Guillén:What is that going to mean for the dollar? Well, I think Americans — all of us, in other words — are going to have to think very hard about what we are doing, and our standard of living is going to come down on average. I think this is inevitable unless we become more competitive. It is a bad thing that now when there is uncertainty in the world, the dollar suddenly becomes more valuable because that is hurting some of the incipient export activities going in and out of this economy. So it is actually, I think, bad that this is happening. But people seem to celebrate it [because] suddenly the dollar is a little bit stronger. That is actually the last thing that we would like to have right now in the U.S. — a strong dollar.

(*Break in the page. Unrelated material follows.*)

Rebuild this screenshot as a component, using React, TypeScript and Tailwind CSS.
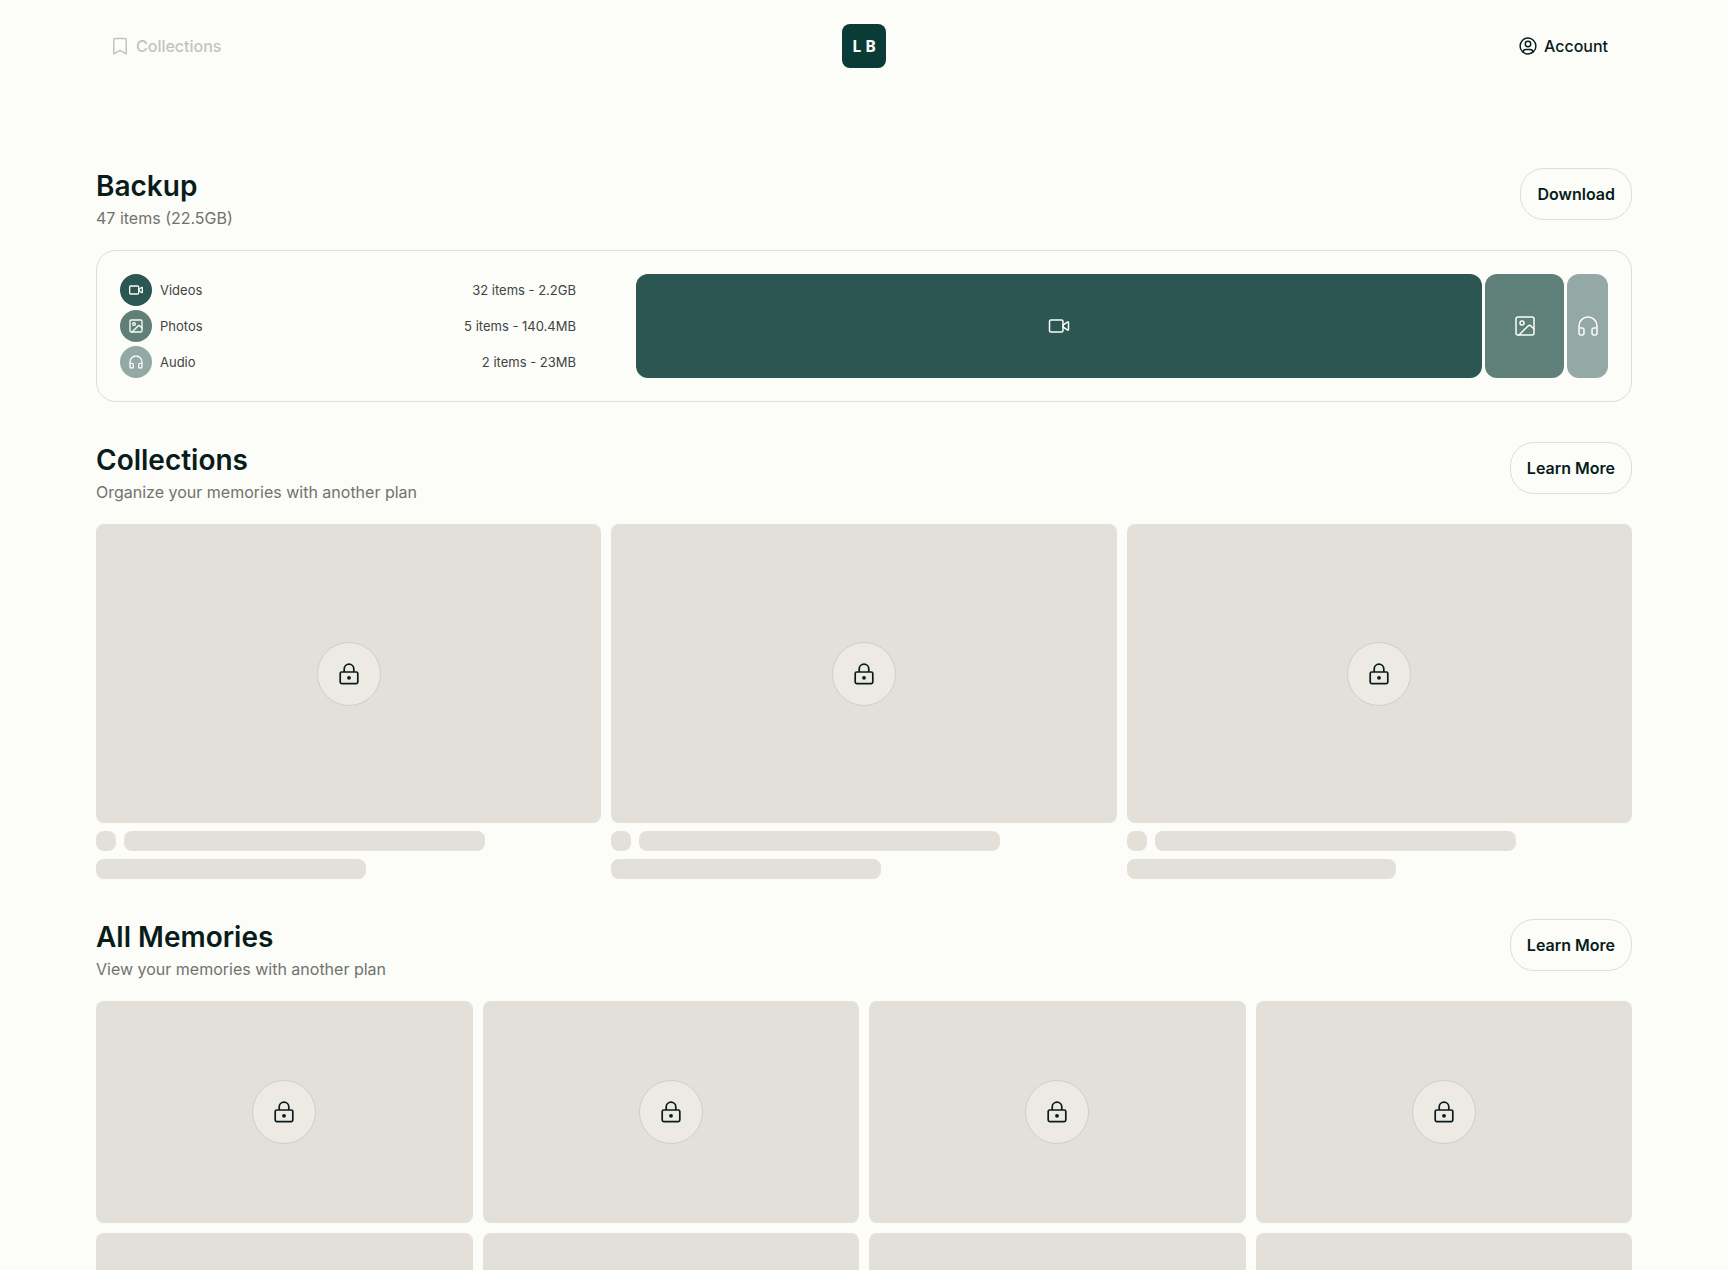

What we need is a relatively weak dollar…. We need to reduce the trade deficit and we need to become more competitive and import less. This is actually producing the wrong set of incentives. But, again, I think there are too many “ifs” and too many moving parts in the questions that were just formulated. Again, I think, right now given that the hotspot seems to be Europe — that’s the center of attention now — what we need to do is to try to resolve the situation there and then take it from there.